Meski yakin pertumbuhan ekonomi bisa di atas 5 persen di paruh kedua 2024, Menteri Keuangan (Menkeu) Sri Mulyani tak bisa menyimpan kegalauannya. Harap-harap cemas menunggu hasil Pemilu AS dan Uni Eropa.
Dalam rapat dengar pendapat dengan Badan Anggaran (Banggar) DPR, Jakarta, Senin (8/7/2024), Sri Mulyani memaparkan proyeksi pertumbuhan ekonomi di semester II-2024. Dia optimistis masih bisa 5 persen lebih, sejalan tumbuhnya permintaan domestik dengan inflasi yang terjaga rendah.
“Namun kita juga harus tetap waspada terhadap lingkungan global yang masih sangat dinamis, terutama dengan adanya perubahan-perubahan dari pemerintahan hasil pemilu (AS dan Eropa) dan hubungan antar negara yang mengalami ketegangan yang sangat tinggi dengan geopolitik yang meningkat,” kata Sri Mulyani.

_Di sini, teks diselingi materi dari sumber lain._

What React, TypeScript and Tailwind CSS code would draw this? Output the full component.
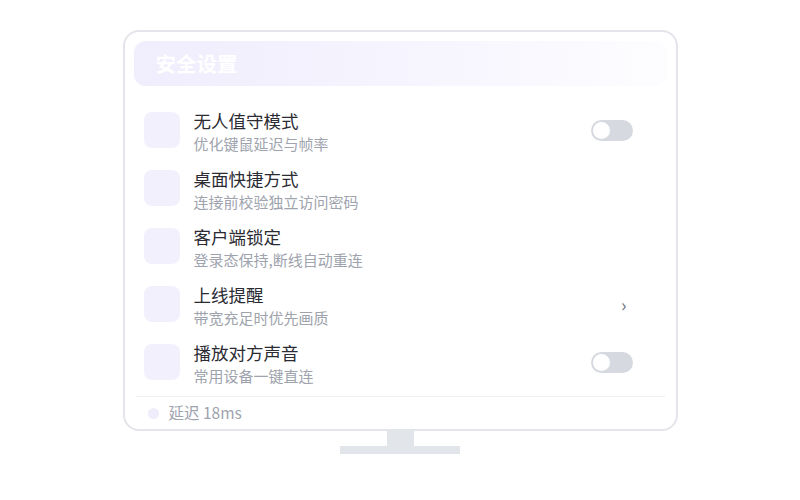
const rows = [
  { title: "无人值守模式", sub: "优化键鼠延迟与帧率", action: "toggle" },
  { title: "桌面快捷方式", sub: "连接前校验独立访问密码", action: "none" },
  { title: "客户端锁定", sub: "登录态保持,断线自动重连", action: "none" },
  { title: "上线提醒", sub: "带宽充足时优先画质", action: "chevron" },
  { title: "播放对方声音", sub: "常用设备一键直连", action: "toggle" },
];

function Toggle() {
  return (
    <div className="flex h-[21px] w-[42px] items-center rounded-full bg-[#d6d9df] px-[2px]">
      <div className="h-[17px] w-[17px] rounded-full bg-white" />
    </div>
  );
}

export default function App() {
  return (
    <div
      className="flex h-[500px] w-[800px] flex-col items-center bg-white pt-[30px]"
      style={{ fontFamily: '"Noto Sans CJK SC", "Noto Sans", sans-serif' }}
    >
      <div className="flex h-[401px] w-[555px] flex-col rounded-[16px] border-2 border-[#e3e5ea] bg-white p-[9px] pb-0">
        <div className="flex h-[45px] shrink-0 items-center rounded-[12px] bg-gradient-to-r from-[#f0edfd] via-[#f6f4fe] to-[#fdfdff] pl-[22px]">
          <span className="text-[20.5px] font-bold leading-none text-white">安全设置</span>
        </div>

        <div className="mt-[15px] flex flex-col">
          {rows.map((r) => (
            <div key={r.title} className="flex h-[58px] items-center pl-[10px] pr-[34px]">
              <div className="h-[36px] w-[36px] shrink-0 rounded-[8px] bg-[#f3f0fd]" />
              <div className="ml-[14px] flex flex-1 flex-col pt-[3px]">
                <span className="text-[17.5px] leading-[22px] text-[#2b2b33]">{r.title}</span>
                <span className="mt-[2px] text-[15px] leading-[20px] text-[#9ea3ad]">{r.sub}</span>
              </div>
              {r.action === "toggle" && <Toggle />}
              {r.action === "chevron" && (
                <span className="mr-[6px] text-[18px] leading-none text-[#6b7280]">›</span>
              )}
            </div>
          ))}
        </div>

        <div className="mx-[2px] mt-[5px] h-px bg-[#eeeff3]" />
        <div className="flex flex-1 items-center pl-[14px]">
          <div className="h-[11px] w-[11px] rounded-full bg-[#efedfc]" />
          <span className="ml-[10px] text-[15.5px] text-[#9ea3ad]">延迟 18ms</span>
        </div>
      </div>
      <div className="h-[15px] w-[27px] bg-[#e2e5e9]" />
      <div className="h-[8px] w-[120px] bg-[#e2e5e9]" />
    </div>
  );
}
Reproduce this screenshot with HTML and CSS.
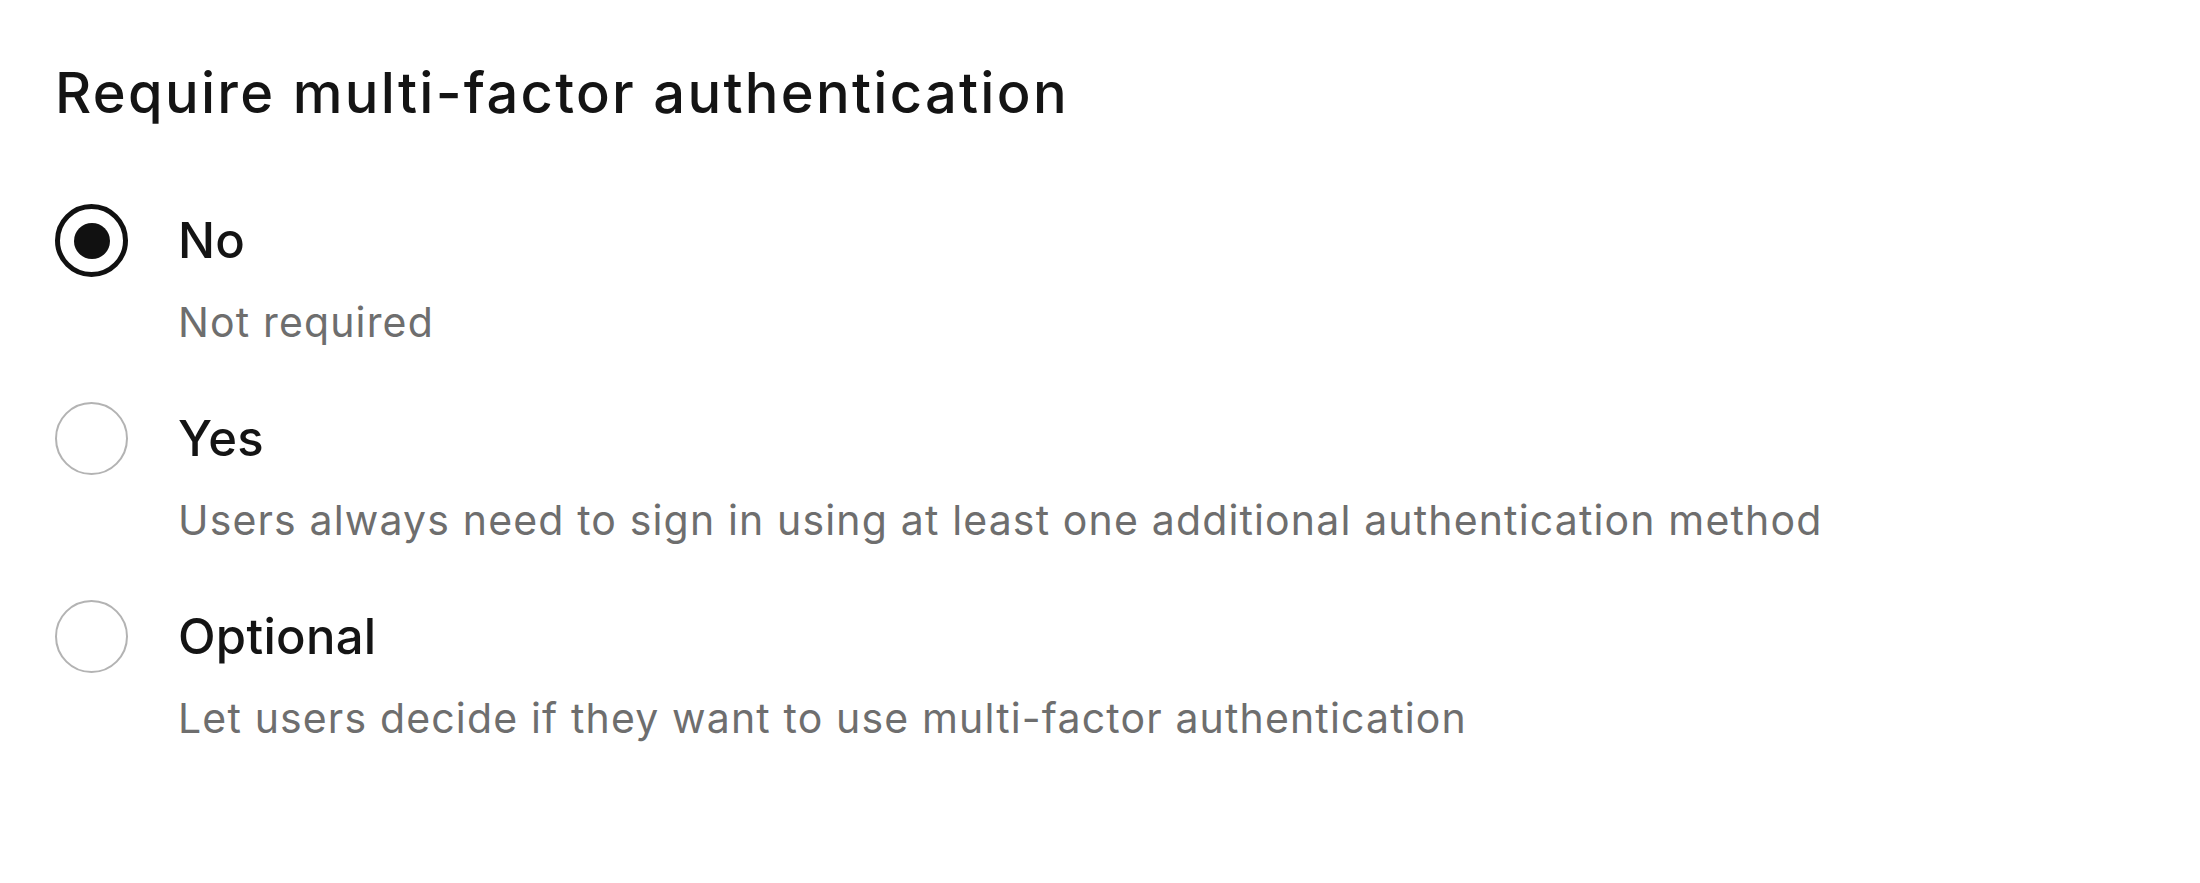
FILE: index.html
```html
<!DOCTYPE html>
<html lang="en">
<head>
<meta charset="utf-8">
<title>Require multi-factor authentication</title>
<link rel="stylesheet" href="styles.css">
</head>
<body>
<main class="panel">
  <h1 class="title">Require multi-factor authentication</h1>
  <div class="options" role="radiogroup">
    <label class="option">
      <span class="radio radio--checked"><span class="dot"></span></span>
      <span class="label">No</span>
      <span class="desc">Not required</span>
    </label>
    <label class="option">
      <span class="radio"></span>
      <span class="label">Yes</span>
      <span class="desc">Users always need to sign in using at least one additional authentication method</span>
    </label>
    <label class="option">
      <span class="radio"></span>
      <span class="label">Optional</span>
      <span class="desc">Let users decide if they want to use multi-factor authentication</span>
    </label>
  </div>
</main>
</body>
</html>
```
FILE: styles.css
```css
* { box-sizing: border-box; }
html, body { margin: 0; padding: 0; background: #ffffff; }
body {
  font-family: Inter, "Noto Sans", "Liberation Sans", sans-serif;
  color: #141414;
}
.panel {
  padding: 59px 0 0 55px;
}
.title {
  margin: 0;
  font-size: 56px;
  line-height: 68px;
  font-weight: 500;
  letter-spacing: 2.3px;
  color: #141414;
}
.options {
  margin-top: 77px;
  display: flex;
  flex-direction: column;
  gap: 50px;
}
.option {
  display: grid;
  grid-template-columns: 73px auto;
  column-gap: 50px;
  row-gap: 15px;
  align-items: center;
}
.radio {
  grid-column: 1;
  grid-row: 1;
  width: 73px;
  height: 73px;
  border-radius: 50%;
  border: 2.5px solid #b3b3b3;
  background: #fff;
  display: flex;
  align-items: center;
  justify-content: center;
}
.radio--checked {
  border: 5px solid #111111;
}
.dot {
  width: 36px;
  height: 36px;
  border-radius: 50%;
  background: #111111;
}
.label {
  grid-column: 2;
  grid-row: 1;
  font-size: 49px;
  line-height: 73px;
  font-weight: 500;
  letter-spacing: 0.3px;
  color: #141414;
}
.desc {
  grid-column: 2;
  grid-row: 2;
  font-size: 41px;
  line-height: 60px;
  font-weight: 400;
  letter-spacing: 1.15px;
  color: #6e6e6e;
}
```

Disamping itu, Sri Mulyani menyinggung soal melemahnya permintaan global yang perlu diwaspadai. Karena cukup mengganggu upaya menumbuhkan ekonomi domestik di level tinggi. “Pertumbuhan ekonomi hingga akhir tahun atau keseluruhan tahun 2024, akan berada di kisaran 5 persen hingga 5,2 persen,” paparnya.
Untuk mencapai pertumbuhan ekonomi tersebut, kata Sri Mulyani, APBN masih memiliki penyangga dan harus tetap dijaga. Agar saat kondisi global memburuk secara tiba-tiba, bisa dinetralisir.
Kata Sri Mulyani, perekonomian global mengalami stagnasi yang di luar dugaan. Biang keroknya adalah konflik geopolitik yang tak kunjung selesai. Ditambah gejolak Pemilu di sejumlah negara maju, hingga masih terganggunya rantai perdagangan global akibat perang tarif dampak over produksi industri di China.
“Pertumbuhan ekonomi dunia masih stagnan rendah, ini juga merupakan pertumbuhan ekonomi terlemah dalam satu dekade kecuali pada 2020 saat pandemi dan belum ada perubahan dari tahun lalu, sebesar 3,2 persen,” kata Sri Mulyani.
Masih stagnannya pertumbuhan ekonomi global, lanjut Sri Mulyani, juga dipicu tren suku bunga tinggi dari bank sentral negara AS yakni The Federal Reserve (The Fed). Hal ini berdampak kepada semakin lemahnya nilai tukar (kurs) rupiah terhadap dolar AS.
Saat ini, kurs rupiah bertengger di atas Rp16.000/US$, atau di atas asumsi makro APBN 2024 sebesar Rp15.000/US$. “Inflasi masih keras kepala, di sana (luar Indonesia) belum mau turun, meskipun harga komoditas sudah turun,” tutur Sri Mulyani.